My parents are old. I’m sure they won’t be all that pleased when they read this, but it is the god’s honest truth. My mother was 45 when I was born, and my father is seven years younger. There is this doorknob sign, like the kind that hang outside hotel rooms, that I made for her in elementary school. It’s purple foam and adorned with all these flowers, random bits, and the numbers 5 and 2, for her 52nd birthday. I have friends whose parents are that age now. When I was younger and every little different thing about me felt like a target, I was embarrassed about this. I’d known since I was 12 that when I turned 16, my mother would turn 60. The knowledge loomed over me for a while, which is odd considering she was the one nearing that milestone. I eventually realized that, of course, no one could give a shit, and that I didn’t either.
In some ways, though, it’s almost an advantage. My parents are great people. Like, really top-notch. And I don’t say that from the kindness of my heart, because my father’s ego is big enough without my inflating it. No, I say that because it is so true. My mother is the most sensitive person I know, with a huge heart to match. And my father is an asshole, but he does so much for everybody around him. It’s to the point where I can’t tell if he is just a really selfless dude or if he truly takes no joy in anything.
I went to the movies to see Lady Bird with a couple friends last year. I thought it was a bit extreme. The mother was overly nasty, unsupportive and stubborn, and the girl so dramatic. Now, my relationship with my mother is certainly not perfect, but it’s pretty damn good. Certainly when I was younger and sadder, more irritable, we did not get along that well. Her habit of talking to the cats or scraping her fork made me explode. I still get pissed when she talks for 10 minutes to say something I could have in one, but patience has never been my strong suit. Point being, she supports me pretty much unconditionally, and I can’t think of a single time she took a jab at me just to hurt me, or forbade something just because she didn’t understand it.
The best way I can describe it is like this: When we got out of Lady Bird, my friends both said, “Wow, that reminded me of my mom!” I truly don’t think I’ve ever been more thankful for my mother than I was at that moment.
I don’t attribute her disposition entirely to her age. The things my parents have been through have shaped them. It’s stuff I can barely imagine. Like, my mother grew up the eldest of seven kids, and the next oldest had Down’s, so she was doing a lot at a young age. She graduated in ’74, and I have this picture of her from that year with her school clubs on it. She was such an all-American girl: pretty, a cheerleader, the senior-class treasurer and a candidate for prom queen.

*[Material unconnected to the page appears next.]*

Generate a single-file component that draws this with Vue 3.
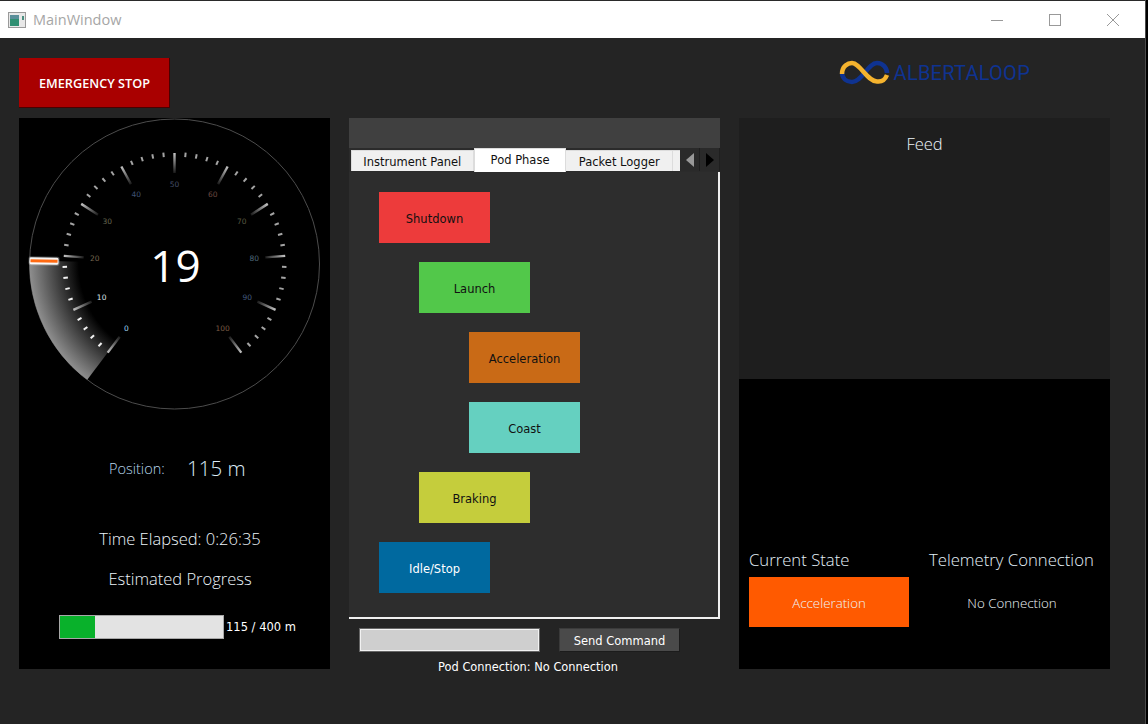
<template>
  <div class="window">
    <div class="titlebar">
      <svg class="app-icon" width="18" height="16" viewBox="0 0 18 16">
        <rect x="0.5" y="0.5" width="17" height="15" fill="#e8e8e8" stroke="#9a9a9a" />
        <rect x="2" y="3" width="9" height="11" fill="#2f8f72" />
        <rect x="2" y="3" width="9" height="4" fill="#5a8f9a" />
        <rect x="14" y="4" width="2" height="4" fill="#4a8f80" />
      </svg>
      <span class="title">MainWindow</span>
      <div class="win-controls">
        <svg width="12" height="12" viewBox="0 0 12 12"><path d="M0 6.5H12" stroke="#999" /></svg>
        <svg width="12" height="12" viewBox="0 0 12 12"><rect x="0.5" y="0.5" width="11" height="11" fill="none" stroke="#999" /></svg>
        <svg width="12" height="12" viewBox="0 0 12 12"><path d="M0 0L12 12M12 0L0 12" stroke="#999" /></svg>
      </div>
    </div>

    <div class="toprow">
      <button class="estop">EMERGENCY STOP</button>
      <div class="logo">
        <svg width="52" height="26" viewBox="838 60 52 26">
          <path d="M841 72C841 79 846 82 851 82C861 82 867 63 876 63C882 63 886 68 886 73" fill="none" stroke="#0f3391" stroke-width="4.5" />
          <path d="M841 74C841 66 847 63 851 63C859 63 866 81 876 81.5C880 82 884 80 886 75" fill="none" stroke="#f5b32e" stroke-width="4.5" />
        </svg>
        <span class="logo-text">ALBERTALOOP</span>
      </div>
    </div>

    <div class="columns">
      <section class="left">
        <svg class="gauge" width="311" height="300" viewBox="0 0 311 300">
          <defs>
            <radialGradient id="sweep" gradientUnits="userSpaceOnUse" :cx="cx" :cy="cy" r="145">
              <stop offset="0.66" stop-color="#000" />
              <stop offset="1" stop-color="#8e8e8e" />
            </radialGradient>
            <linearGradient id="majorTick" x1="0" y1="0" x2="0" y2="1">
              <stop offset="0" stop-color="#c4c4c4" />
              <stop offset="1" stop-color="#1c1c1c" />
            </linearGradient>
          </defs>
          <circle :cx="cx" :cy="cy" r="145" fill="none" stroke="#4c4c4c" />
          <path :d="sweepPath" fill="url(#sweep)" />
          <g v-for="t in minorTicks" :key="'m' + t.angle" :transform="`rotate(${t.angle + 180} ${cx} ${cy})`">
            <rect :x="cx - 1" :y="cy - 112" width="2" height="4.5" :fill="t.color" />
          </g>
          <g v-for="t in majorTicks" :key="'M' + t.value" :transform="`rotate(${t.angle + 180} ${cx} ${cy})`">
            <rect :x="cx - 1.2" :y="cy - 111" width="2.4" height="20" fill="url(#majorTick)" />
          </g>
          <text v-for="t in majorTicks" :key="'L' + t.value" class="tick-label" :x="t.lx" :y="t.ly" :fill="t.color">{{ t.value }}</text>
          <text class="readout" :x="cx + 1" :y="cy + 18">{{ speed }}</text>
          <g :transform="`rotate(${needleAngle + 180} ${cx} ${cy})`">
            <rect :x="cx - 4.5" :y="cy - 146" width="9" height="31" rx="2" fill="#fff" opacity="0.25" />
            <rect :x="cx - 3.5" :y="cy - 145" width="7" height="29" rx="1.5" fill="#fff" opacity="0.95" />
            <rect :x="cx - 1.5" :y="cy - 144" width="3" height="27" fill="#ff6a12" />
          </g>
        </svg>
        <div class="position">
          <span class="pos-label">Position:</span>
          <span class="pos-value">115 m</span>
        </div>
        <div class="time">Time Elapsed: 0:26:35</div>
        <div class="estimate">Estimated Progress</div>
        <div class="progress-row">
          <div class="progress"><div class="progress-fill" :style="{ width: progress + '%' }"></div></div>
          <span class="progress-text">115 / 400 m</span>
        </div>
      </section>

      <section class="middle">
        <div class="mid-top"></div>
        <div class="tabs">
          <div class="tab tab-one">Instrument Panel</div>
          <div class="tab tab-active">Pod Phase</div>
          <div class="tab tab-three">Packet Logger</div>
          <div class="tab tab-cut"></div>
          <div class="scroller">
            <svg width="12" height="16" viewBox="0 0 12 16"><path d="M10 1V15L2 8Z" fill="#999" /></svg>
          </div>
          <div class="scroller">
            <svg width="12" height="16" viewBox="0 0 12 16"><path d="M2 1V15L10 8Z" fill="#000" /></svg>
          </div>
        </div>
        <div class="page">
          <div v-for="p in phases" :key="p.name" class="phase" :class="p.cls">{{ p.name }}</div>
        </div>
        <div class="command-row">
          <input class="command" type="text" />
          <button class="send">Send Command</button>
        </div>
        <div class="pod-status">Pod Connection: No Connection</div>
      </section>

      <section class="right">
        <div class="feed">Feed</div>
        <div class="status">
          <div class="status-col state-col">
            <div class="status-title">Current State</div>
            <div class="state-box">Acceleration</div>
          </div>
          <div class="status-col link-col">
            <div class="status-title">Telemetry Connection</div>
            <div class="link-box">No Connection</div>
          </div>
        </div>
      </section>
    </div>
  </div>
</template>

<script setup>
import { computed, ref } from "vue";

const cx = 155.5;
const cy = 146;
const START = 37;
const SWEEP = 286;

const speed = ref(19);
const progress = ref(21.5);

const labelColors = {
  0: "#9fd4f5",
  10: "#dfe6ea",
  20: "#75664f",
  30: "#666650",
  40: "#3f5274",
  50: "#444e68",
  60: "#6c4a40",
  70: "#5a5a42",
  80: "#4f687a",
  90: "#435a7e",
  100: "#7a5a44",
};

const toAngle = (value) => START + (value / 100) * SWEEP;

const point = (angle, r) => {
  const a = (angle * Math.PI) / 180;
  return [cx - r * Math.sin(a), cy + r * Math.cos(a)];
};

const majorTicks = computed(() => {
  const out = [];
  for (let value = 0; value <= 100; value += 10) {
    const angle = toAngle(value);
    const [lx, ly] = point(angle, 80);
    out.push({ value, angle, lx, ly: ly + 3, color: labelColors[value] });
  }
  return out;
});

const minorTicks = computed(() => {
  const out = [];
  for (let value = 0; value < 100; value += 2) {
    if (value % 10 === 0) continue;
    out.push({
      angle: toAngle(value),
      color: value < speed.value ? "#f2f2f2" : "#a4a4a4",
    });
  }
  return out;
});

const needleAngle = computed(() => toAngle(speed.value));

// secteur entre le zéro et l'aiguille
const sweepPath = computed(() => {
  const [x1, y1] = point(START, 145);
  const [x2, y2] = point(needleAngle.value, 145);
  return `M${cx} ${cy}L${x1} ${y1}A145 145 0 0 1 ${x2} ${y2}Z`;
});

const phases = [
  { name: "Shutdown", cls: "shutdown" },
  { name: "Launch", cls: "launch" },
  { name: "Acceleration", cls: "acceleration" },
  { name: "Coast", cls: "coast" },
  { name: "Braking", cls: "braking" },
  { name: "Idle/Stop", cls: "idle" },
];
</script>

<style>
html,
body {
  margin: 0;
  background: #000;
  overflow: hidden;
}
</style>

<style scoped>
.window {
  width: 1145px;
  height: 724px;
  background: #242424;
  border-right: 1px solid #4a4a4a;
  font-family: "Open Sans", "Noto Sans", sans-serif;
  color: #fff;
}

.titlebar {
  height: 37px;
  background: #fff;
  border-top: 1px solid #2a2a2a;
  display: flex;
  align-items: center;
  padding-left: 8px;
}

.app-icon {
  margin-right: 7px;
}

.title {
  font-size: 14.5px;
  color: #a6a6a6;
}

.win-controls {
  margin-left: auto;
  display: flex;
  gap: 46px;
  padding-right: 26px;
}

.toprow {
  height: 80px;
  padding: 20px 115px 0 19px;
  box-sizing: border-box;
  display: flex;
  align-items: flex-start;
  justify-content: space-between;
}

.estop {
  width: 151px;
  height: 50px;
  border: none;
  border-right: 1px solid #4a0000;
  border-bottom: 1px solid #4a0000;
  background: #a90000;
  color: #fff;
  font-family: "Open Sans", sans-serif;
  font-size: 12.7px;
  font-weight: 600;
  padding: 1px 0 0 1px;
}

.logo {
  display: flex;
  align-items: center;
  gap: 3px;
  margin-top: 2px;
}

.logo-text {
  font-family: "Roboto", sans-serif;
  font-size: 20px;
  letter-spacing: 0.25px;
  color: #0f3391;
}

.columns {
  display: grid;
  grid-template-columns: 311px 371px 371px;
  gap: 19px;
  padding-left: 19px;
}

.left {
  height: 551px;
  background: #000;
  font-weight: 300;
}

.gauge {
  display: block;
}

.tick-label {
  font-family: "DejaVu Sans", sans-serif;
  font-size: 7.5px;
  font-weight: 400;
  text-anchor: middle;
}

.readout {
  font-family: "Open Sans", sans-serif;
  font-size: 44px;
  font-weight: 400;
  fill: #fff;
  text-anchor: middle;
}

.position {
  margin-top: 35px;
  height: 30px;
  padding-left: 90px;
  display: flex;
  align-items: center;
}

.pos-label {
  width: 78px;
  font-size: 14.5px;
  color: #b9d8ee;
}

.pos-value {
  font-size: 20.5px;
  color: #dcecf8;
}

.time,
.estimate {
  height: 24px;
  line-height: 24px;
  font-size: 16.5px;
  padding-left: 11px;
  text-align: center;
  color: #edf4fa;
}

.time {
  margin-top: 44px;
}

.estimate {
  margin-top: 16px;
}

.progress-row {
  margin-top: 24px;
  padding-left: 40px;
  display: flex;
  align-items: center;
  gap: 2px;
}

.progress {
  width: 165px;
  height: 24px;
  box-sizing: border-box;
  background: #e3e3e3;
  border: 1px solid #a8a8a8;
}

.progress-fill {
  height: 100%;
  background: #09b12b;
}

.progress-text,
.tab,
.phase,
.send,
.pod-status {
  font-family: "DejaVu Sans", sans-serif;
  font-size: 11.5px;
  font-weight: 400;
}

.progress-text {
  color: #fff;
}

.mid-top {
  height: 30px;
  background: #404040;
}

.tabs {
  height: 24px;
  display: flex;
  align-items: flex-start;
  background: #2b2b2b;
}

.tab {
  box-sizing: border-box;
  height: 21px;
  margin-top: 2px;
  padding-top: 2px;
  background: #f0f0f0;
  border: 1px solid #dcdcdc;
  border-bottom: none;
  color: #111;
  display: flex;
  align-items: center;
  justify-content: center;
}

.tab-one {
  width: 123px;
  margin-left: 2px;
}

.tab-active {
  width: 93px;
  height: 24px;
  margin-top: 0;
  padding: 0 0 1px;
  background: #fff;
}

.tab-three {
  width: 107px;
  border-left: none;
}

.tab-cut {
  width: 7px;
  border-left: none;
  border-right: none;
}

.scroller {
  box-sizing: border-box;
  width: 20px;
  height: 23px;
  background: #2a2a2a;
  border-right: 1px solid #1f1f1f;
  display: flex;
  align-items: center;
  justify-content: center;
}

.page {
  box-sizing: border-box;
  height: 447px;
  padding: 20px 0 0;
  background: #2d2d2d;
  border-right: 2px solid #f0f0f0;
  border-bottom: 2px solid #f0f0f0;
  display: flex;
  flex-direction: column;
  gap: 19px;
}

.phase {
  box-sizing: border-box;
  width: 111px;
  height: 51px;
  padding-top: 2px;
  display: flex;
  align-items: center;
  justify-content: center;
  color: #111;
}

.shutdown {
  margin-left: 30px;
  background: #ed3b3b;
}

.launch {
  margin-left: 70px;
  background: #52c84a;
}

.acceleration {
  margin-left: 120px;
  background: #c96a16;
}

.coast {
  margin-left: 120px;
  background: #65d0c0;
}

.braking {
  margin-left: 70px;
  background: #c5cd3c;
}

.idle {
  margin-left: 30px;
  background: #00699f;
  color: #fff;
}

.command-row {
  margin-top: 9px;
  padding-left: 10px;
  display: flex;
  gap: 19px;
}

.command {
  box-sizing: border-box;
  width: 179px;
  height: 22px;
  margin: 1px;
  background: #cfcfcf;
  border: 1px solid #f2f2f2;
  outline: 1px solid #666;
  padding: 0;
}

.send {
  box-sizing: border-box;
  width: 121px;
  height: 24px;
  padding: 2px 0 0;
  background: #4a4a4a;
  border: 1px solid #3a3a3a;
  border-right-color: #1c1c1c;
  border-bottom-color: #1c1c1c;
  color: #fff;
}

.pod-status {
  margin-top: 7px;
  height: 16px;
  line-height: 16px;
  padding-right: 13px;
  text-align: center;
  color: #fff;
  font-size: 11.4px;
}

.right {
  height: 551px;
  display: flex;
  flex-direction: column;
  font-weight: 300;
}

.feed {
  box-sizing: border-box;
  height: 261px;
  padding-top: 14px;
  background: #1e1e1e;
  font-size: 16.5px;
  line-height: 24px;
  text-align: center;
  color: #edf4fa;
}

.status {
  flex: 1;
  background: #000;
  padding: 169px 0 0 10px;
  display: flex;
  gap: 20px;
}

.state-col {
  width: 160px;
}

.link-col {
  width: 166px;
}

.status-title {
  height: 24px;
  line-height: 24px;
  font-size: 16.7px;
  color: #e4f0f8;
  white-space: nowrap;
}

.state-box,
.link-box {
  box-sizing: border-box;
  height: 50px;
  margin-top: 5px;
  padding-top: 2px;
  display: flex;
  align-items: center;
  justify-content: center;
  font-size: 13.3px;
  color: #eef4f8;
}

.state-box {
  background: #ff5a00;
}
</style>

My father grew up in the suburbs of New York. When we visit the city, he talks about how much Times Square has changed, how it used to be seedy clubs and strip joints. He went to Nicaragua for a year, contracted hep on the way home. We have these wooden painted pins in our key drawer from the ’80s and ’90s, when they were involved in the Latin America liberation movement in Portland. My mother put herself through college and graduate school. My dad graduated with a degree in history from a very respectable school and then decided he wanted to be a carpenter.
In sum, I couldn’t be more glad to have old-as-shit parents. Sure, it adds to my overwhelming nostalgia and near-constant sense of existential dread, but it also gives me so much — their maturity, all the people they know, all the places they can show me or tell me about. We grew up knowing the librarians at Reiche and the crew at Videoport. The guys who worked for my dad where huge parts of my childhood. My parents have known my best friend’s parents since long before we were born. I’m not sure why I’m all sappy all of a sudden. It must be because this senior year is forcing me to think about my past and future so much. I’m already dreading when my parents read this. But whatever. I love ’em.